Instruction:
Find the word "React" in the data. Return every line where it appears.

Data supplied:
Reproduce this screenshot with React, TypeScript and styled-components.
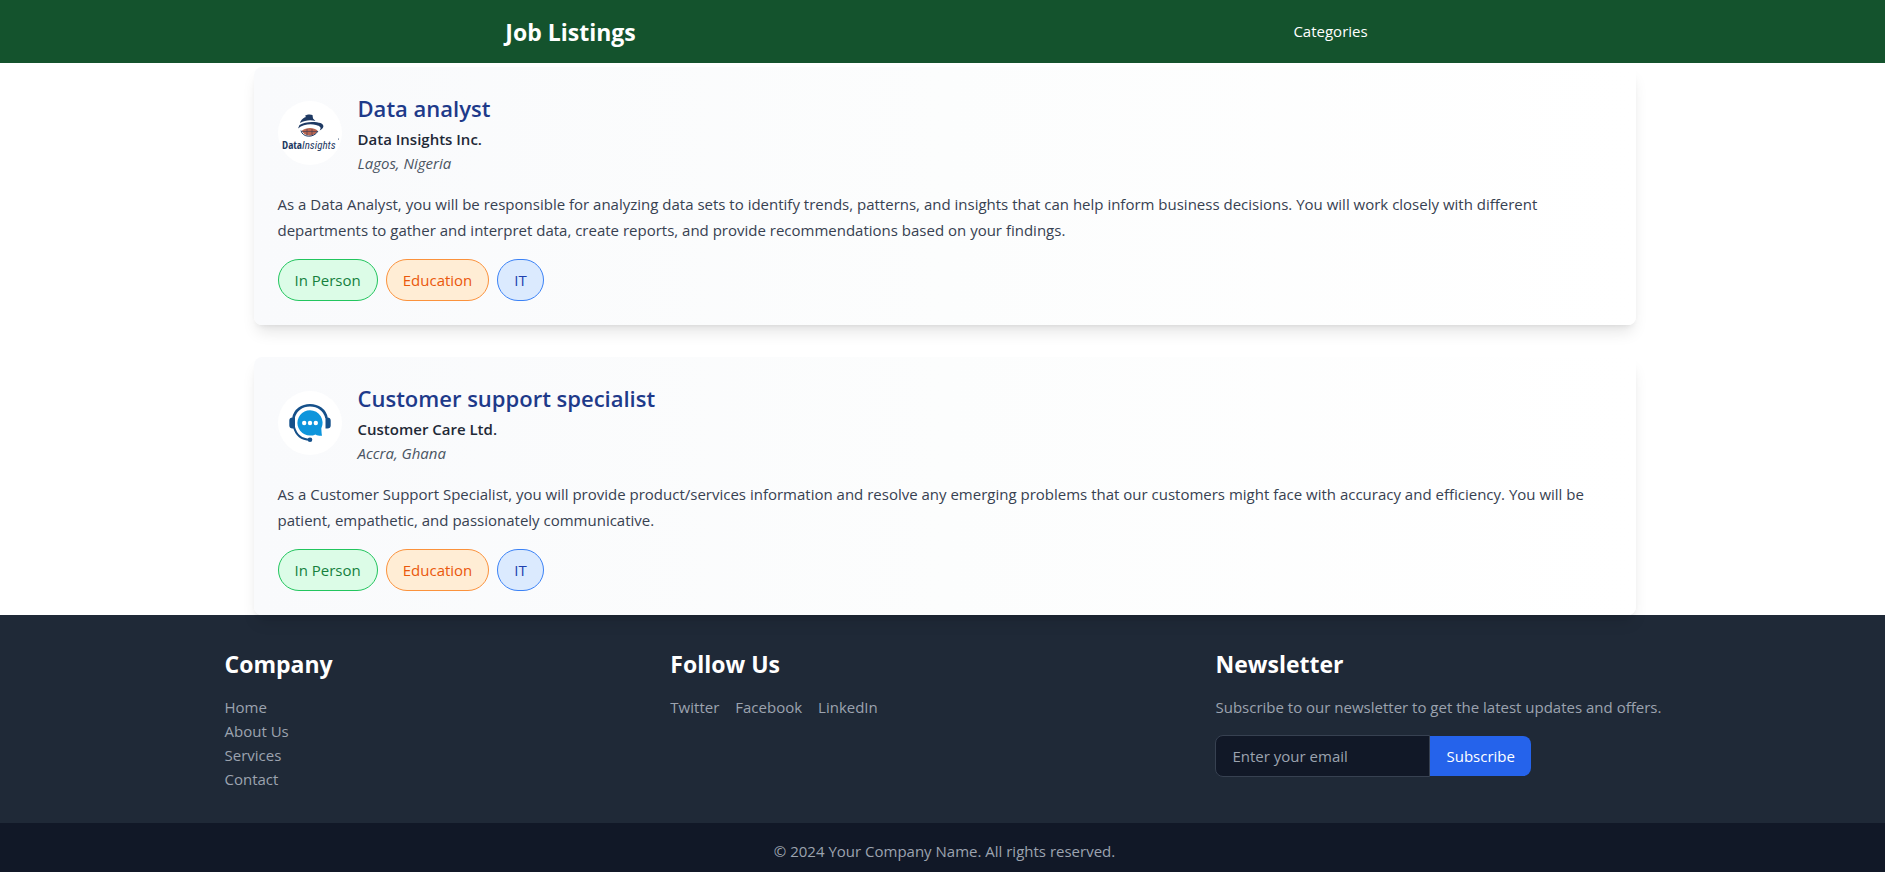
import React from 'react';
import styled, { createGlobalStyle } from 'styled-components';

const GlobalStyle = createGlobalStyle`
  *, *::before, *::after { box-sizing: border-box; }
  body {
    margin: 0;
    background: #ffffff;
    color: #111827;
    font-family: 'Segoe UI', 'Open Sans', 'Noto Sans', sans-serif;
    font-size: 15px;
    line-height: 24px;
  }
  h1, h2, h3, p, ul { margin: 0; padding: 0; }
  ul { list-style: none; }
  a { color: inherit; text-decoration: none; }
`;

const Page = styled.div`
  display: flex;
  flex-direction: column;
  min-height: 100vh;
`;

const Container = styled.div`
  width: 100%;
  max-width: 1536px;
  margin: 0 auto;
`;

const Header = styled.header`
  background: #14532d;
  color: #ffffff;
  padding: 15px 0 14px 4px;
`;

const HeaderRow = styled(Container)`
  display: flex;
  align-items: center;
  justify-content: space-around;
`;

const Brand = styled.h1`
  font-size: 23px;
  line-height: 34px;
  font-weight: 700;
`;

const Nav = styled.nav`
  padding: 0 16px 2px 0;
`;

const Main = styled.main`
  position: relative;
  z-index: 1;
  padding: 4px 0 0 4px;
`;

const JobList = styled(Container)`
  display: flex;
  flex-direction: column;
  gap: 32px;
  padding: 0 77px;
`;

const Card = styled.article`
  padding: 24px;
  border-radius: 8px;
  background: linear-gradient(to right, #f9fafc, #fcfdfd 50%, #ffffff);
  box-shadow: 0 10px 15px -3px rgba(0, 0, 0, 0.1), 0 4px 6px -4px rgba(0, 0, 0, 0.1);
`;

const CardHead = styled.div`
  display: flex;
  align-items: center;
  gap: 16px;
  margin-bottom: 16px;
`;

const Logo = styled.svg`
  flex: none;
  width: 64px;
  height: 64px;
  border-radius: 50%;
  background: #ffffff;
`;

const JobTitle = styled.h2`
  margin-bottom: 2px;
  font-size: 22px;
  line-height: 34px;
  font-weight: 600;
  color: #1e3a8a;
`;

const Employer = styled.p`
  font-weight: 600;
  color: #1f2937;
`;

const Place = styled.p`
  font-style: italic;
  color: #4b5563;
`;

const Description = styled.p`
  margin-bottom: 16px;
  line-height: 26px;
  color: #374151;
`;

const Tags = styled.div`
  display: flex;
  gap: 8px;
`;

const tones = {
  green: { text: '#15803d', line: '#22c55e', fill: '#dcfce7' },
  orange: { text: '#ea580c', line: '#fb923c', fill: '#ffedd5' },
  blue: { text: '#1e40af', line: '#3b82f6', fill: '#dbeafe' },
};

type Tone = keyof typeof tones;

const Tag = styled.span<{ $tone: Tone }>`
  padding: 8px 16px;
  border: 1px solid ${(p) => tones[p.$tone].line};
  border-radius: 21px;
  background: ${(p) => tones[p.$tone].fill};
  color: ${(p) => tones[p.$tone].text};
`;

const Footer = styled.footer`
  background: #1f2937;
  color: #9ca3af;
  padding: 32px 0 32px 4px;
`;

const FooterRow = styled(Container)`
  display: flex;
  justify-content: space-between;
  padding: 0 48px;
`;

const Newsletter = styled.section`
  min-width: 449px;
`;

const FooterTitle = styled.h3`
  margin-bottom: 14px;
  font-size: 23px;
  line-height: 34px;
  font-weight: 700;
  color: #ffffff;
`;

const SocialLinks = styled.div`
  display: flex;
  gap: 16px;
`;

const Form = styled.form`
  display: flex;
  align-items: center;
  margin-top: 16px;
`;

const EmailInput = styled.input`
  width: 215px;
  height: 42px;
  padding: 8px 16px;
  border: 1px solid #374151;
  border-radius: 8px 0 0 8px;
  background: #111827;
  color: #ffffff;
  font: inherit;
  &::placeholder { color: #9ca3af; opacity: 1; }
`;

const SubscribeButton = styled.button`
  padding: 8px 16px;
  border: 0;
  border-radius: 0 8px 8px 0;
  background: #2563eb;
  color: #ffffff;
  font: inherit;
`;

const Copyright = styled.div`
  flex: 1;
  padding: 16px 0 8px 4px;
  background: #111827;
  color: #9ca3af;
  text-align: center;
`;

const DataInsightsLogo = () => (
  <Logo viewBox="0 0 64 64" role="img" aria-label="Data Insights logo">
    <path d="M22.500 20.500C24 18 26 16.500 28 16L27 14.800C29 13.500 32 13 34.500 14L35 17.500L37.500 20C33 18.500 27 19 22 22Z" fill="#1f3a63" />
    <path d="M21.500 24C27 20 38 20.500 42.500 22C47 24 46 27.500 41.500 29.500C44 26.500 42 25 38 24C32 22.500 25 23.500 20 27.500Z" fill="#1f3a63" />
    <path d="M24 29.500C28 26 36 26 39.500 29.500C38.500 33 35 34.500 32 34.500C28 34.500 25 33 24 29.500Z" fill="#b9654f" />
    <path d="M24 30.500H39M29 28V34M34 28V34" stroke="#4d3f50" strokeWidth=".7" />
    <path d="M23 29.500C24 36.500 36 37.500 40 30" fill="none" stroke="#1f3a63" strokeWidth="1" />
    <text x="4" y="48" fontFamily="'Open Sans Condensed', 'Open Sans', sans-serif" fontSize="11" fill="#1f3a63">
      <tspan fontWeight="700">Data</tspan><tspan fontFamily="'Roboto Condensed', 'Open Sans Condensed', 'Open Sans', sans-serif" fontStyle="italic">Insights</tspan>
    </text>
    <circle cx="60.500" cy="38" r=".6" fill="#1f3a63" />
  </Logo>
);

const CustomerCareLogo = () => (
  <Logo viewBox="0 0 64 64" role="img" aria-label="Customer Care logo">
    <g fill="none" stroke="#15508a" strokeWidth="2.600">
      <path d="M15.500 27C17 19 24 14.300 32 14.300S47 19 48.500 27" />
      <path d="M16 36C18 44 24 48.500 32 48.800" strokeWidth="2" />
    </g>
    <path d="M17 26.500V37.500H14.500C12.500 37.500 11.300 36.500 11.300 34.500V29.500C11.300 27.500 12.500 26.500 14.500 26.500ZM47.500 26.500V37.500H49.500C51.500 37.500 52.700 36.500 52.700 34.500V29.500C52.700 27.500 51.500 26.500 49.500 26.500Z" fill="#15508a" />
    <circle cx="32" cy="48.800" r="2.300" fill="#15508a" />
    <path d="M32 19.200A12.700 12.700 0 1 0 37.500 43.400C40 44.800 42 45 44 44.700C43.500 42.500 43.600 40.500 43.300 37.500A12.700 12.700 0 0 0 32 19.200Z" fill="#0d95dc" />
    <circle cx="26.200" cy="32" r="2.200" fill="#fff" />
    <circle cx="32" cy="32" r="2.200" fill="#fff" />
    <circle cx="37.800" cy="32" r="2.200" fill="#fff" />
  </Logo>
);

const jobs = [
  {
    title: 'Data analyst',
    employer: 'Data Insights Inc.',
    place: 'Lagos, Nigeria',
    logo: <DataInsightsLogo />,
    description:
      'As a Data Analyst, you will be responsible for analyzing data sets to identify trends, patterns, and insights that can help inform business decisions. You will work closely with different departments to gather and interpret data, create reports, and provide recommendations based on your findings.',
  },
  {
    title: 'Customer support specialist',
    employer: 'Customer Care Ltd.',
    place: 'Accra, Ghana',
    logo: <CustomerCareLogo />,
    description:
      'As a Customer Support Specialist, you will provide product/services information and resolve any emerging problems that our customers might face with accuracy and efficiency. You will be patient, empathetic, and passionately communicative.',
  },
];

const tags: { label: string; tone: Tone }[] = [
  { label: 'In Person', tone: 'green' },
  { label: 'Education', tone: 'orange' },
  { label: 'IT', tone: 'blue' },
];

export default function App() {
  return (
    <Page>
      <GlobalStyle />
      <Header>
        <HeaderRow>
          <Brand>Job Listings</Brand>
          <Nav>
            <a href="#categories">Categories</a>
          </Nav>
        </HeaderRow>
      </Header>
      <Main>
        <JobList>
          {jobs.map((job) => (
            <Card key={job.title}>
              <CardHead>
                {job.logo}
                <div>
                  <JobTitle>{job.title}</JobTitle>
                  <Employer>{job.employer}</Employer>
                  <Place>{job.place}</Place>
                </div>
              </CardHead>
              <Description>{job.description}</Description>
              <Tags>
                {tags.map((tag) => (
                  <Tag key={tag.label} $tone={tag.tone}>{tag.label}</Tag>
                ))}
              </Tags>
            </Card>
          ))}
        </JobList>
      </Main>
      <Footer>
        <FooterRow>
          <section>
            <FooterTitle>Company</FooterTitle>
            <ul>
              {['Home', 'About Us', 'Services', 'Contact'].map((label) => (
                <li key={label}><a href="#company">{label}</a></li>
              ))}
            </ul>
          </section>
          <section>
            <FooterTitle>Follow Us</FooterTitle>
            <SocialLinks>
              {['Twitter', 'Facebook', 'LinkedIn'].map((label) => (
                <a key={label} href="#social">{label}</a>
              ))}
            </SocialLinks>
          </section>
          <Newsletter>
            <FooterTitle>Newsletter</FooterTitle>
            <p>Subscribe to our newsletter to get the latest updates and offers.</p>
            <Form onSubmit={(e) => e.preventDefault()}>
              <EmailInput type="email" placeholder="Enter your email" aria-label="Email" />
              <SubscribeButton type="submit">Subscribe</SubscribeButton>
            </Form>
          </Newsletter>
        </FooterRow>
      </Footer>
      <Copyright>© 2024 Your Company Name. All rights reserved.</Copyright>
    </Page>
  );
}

--

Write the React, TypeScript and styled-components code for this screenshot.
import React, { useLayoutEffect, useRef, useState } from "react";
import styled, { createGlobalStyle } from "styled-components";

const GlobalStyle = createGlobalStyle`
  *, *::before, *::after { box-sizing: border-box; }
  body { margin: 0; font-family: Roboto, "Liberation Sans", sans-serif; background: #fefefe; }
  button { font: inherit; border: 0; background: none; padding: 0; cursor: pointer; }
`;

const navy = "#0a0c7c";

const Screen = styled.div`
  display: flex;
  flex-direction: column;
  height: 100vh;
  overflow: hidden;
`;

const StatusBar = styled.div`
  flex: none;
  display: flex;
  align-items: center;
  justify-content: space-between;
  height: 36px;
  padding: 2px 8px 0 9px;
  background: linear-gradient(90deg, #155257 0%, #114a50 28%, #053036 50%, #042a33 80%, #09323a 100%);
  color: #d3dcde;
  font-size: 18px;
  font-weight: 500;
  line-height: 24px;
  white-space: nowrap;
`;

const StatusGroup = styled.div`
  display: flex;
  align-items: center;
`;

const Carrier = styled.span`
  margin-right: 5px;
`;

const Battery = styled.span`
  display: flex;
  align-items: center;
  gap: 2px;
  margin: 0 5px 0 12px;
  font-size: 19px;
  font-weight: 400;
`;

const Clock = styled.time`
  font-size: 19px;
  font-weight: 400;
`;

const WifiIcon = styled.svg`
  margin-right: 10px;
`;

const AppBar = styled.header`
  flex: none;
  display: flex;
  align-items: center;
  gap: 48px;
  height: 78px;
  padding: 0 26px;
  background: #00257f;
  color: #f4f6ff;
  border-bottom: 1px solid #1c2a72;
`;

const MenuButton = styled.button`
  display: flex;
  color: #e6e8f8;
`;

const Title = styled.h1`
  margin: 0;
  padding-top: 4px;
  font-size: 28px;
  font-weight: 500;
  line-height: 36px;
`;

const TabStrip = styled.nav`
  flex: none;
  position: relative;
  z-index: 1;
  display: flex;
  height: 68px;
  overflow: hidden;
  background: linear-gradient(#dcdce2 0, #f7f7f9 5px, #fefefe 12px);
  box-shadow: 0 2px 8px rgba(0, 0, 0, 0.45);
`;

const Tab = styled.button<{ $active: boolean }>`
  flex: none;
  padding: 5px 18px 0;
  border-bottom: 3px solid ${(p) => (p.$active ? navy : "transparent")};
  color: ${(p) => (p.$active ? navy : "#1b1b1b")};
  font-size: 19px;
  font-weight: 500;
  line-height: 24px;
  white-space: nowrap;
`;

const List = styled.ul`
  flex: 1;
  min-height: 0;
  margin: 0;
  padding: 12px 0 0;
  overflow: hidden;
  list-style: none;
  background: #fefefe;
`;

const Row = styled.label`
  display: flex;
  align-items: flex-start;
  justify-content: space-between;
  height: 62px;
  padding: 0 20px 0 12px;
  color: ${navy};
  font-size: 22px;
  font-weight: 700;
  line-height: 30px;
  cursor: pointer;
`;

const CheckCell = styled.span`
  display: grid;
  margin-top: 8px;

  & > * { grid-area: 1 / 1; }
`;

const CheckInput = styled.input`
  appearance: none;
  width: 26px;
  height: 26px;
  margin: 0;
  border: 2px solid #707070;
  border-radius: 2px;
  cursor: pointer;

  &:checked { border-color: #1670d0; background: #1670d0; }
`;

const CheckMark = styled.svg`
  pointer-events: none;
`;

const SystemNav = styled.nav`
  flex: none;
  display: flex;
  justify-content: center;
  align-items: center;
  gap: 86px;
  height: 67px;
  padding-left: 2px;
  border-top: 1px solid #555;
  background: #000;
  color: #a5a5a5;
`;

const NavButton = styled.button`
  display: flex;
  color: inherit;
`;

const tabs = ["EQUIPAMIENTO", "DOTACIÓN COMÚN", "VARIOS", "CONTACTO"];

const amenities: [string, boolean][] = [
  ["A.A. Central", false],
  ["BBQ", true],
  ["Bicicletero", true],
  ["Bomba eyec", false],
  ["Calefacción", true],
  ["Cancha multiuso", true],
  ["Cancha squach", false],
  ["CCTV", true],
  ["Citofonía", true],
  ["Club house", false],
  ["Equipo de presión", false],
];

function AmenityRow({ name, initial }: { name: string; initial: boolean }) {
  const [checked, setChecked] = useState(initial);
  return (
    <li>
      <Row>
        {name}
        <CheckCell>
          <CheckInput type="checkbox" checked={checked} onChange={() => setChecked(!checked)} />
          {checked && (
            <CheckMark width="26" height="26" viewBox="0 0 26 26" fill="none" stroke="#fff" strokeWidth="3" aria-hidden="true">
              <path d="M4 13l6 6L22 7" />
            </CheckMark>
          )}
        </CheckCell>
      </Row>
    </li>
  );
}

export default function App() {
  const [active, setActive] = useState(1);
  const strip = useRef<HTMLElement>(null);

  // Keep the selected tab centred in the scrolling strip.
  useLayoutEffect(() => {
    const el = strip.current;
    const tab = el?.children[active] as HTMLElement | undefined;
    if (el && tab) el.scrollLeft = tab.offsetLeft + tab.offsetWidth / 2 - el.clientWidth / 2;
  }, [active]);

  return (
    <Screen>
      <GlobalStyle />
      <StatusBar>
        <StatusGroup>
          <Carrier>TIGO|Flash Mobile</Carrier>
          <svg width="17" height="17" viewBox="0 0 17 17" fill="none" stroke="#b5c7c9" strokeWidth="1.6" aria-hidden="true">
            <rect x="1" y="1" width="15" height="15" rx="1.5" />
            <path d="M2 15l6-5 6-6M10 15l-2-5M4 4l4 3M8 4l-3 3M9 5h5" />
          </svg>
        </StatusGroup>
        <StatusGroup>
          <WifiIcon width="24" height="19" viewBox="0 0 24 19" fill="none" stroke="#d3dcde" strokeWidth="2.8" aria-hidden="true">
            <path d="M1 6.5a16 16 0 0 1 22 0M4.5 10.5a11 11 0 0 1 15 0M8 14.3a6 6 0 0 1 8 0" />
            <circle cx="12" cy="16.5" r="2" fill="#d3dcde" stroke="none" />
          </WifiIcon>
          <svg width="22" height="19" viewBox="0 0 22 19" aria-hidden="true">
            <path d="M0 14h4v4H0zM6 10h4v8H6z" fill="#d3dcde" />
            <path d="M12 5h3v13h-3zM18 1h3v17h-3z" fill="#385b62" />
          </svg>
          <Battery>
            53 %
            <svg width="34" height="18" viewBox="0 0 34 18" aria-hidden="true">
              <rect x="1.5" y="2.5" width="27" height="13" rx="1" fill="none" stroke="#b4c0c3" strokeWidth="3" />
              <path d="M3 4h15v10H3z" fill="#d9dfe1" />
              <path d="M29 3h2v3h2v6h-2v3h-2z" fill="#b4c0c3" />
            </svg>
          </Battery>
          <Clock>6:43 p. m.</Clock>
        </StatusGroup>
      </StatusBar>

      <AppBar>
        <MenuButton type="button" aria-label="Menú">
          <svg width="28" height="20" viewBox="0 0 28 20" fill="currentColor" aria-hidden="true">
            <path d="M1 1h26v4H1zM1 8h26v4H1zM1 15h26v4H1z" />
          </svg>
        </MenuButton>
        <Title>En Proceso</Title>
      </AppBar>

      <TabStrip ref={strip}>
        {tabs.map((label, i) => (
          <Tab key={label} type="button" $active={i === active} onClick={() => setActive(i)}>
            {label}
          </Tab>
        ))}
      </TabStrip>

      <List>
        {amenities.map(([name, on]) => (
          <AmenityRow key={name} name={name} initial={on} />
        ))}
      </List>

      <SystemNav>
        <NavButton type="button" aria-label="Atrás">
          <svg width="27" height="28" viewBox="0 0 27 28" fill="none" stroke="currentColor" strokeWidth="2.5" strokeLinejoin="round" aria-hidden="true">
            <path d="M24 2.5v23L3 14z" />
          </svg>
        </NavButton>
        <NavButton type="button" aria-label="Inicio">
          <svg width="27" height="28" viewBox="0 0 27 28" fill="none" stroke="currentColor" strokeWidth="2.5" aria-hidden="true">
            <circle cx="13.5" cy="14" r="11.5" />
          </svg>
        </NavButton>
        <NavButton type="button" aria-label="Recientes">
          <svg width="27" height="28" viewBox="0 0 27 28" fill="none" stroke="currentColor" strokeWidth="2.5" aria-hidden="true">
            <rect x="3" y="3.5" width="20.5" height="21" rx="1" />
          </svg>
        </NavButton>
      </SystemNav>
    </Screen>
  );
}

Answer to this problem:
Reproduce this screenshot with React, TypeScript and styled-components.
import React from 'react';
Write the React, TypeScript and styled-components code for this screenshot.
import React, { useLayoutEffect, useRef, useState } from "react";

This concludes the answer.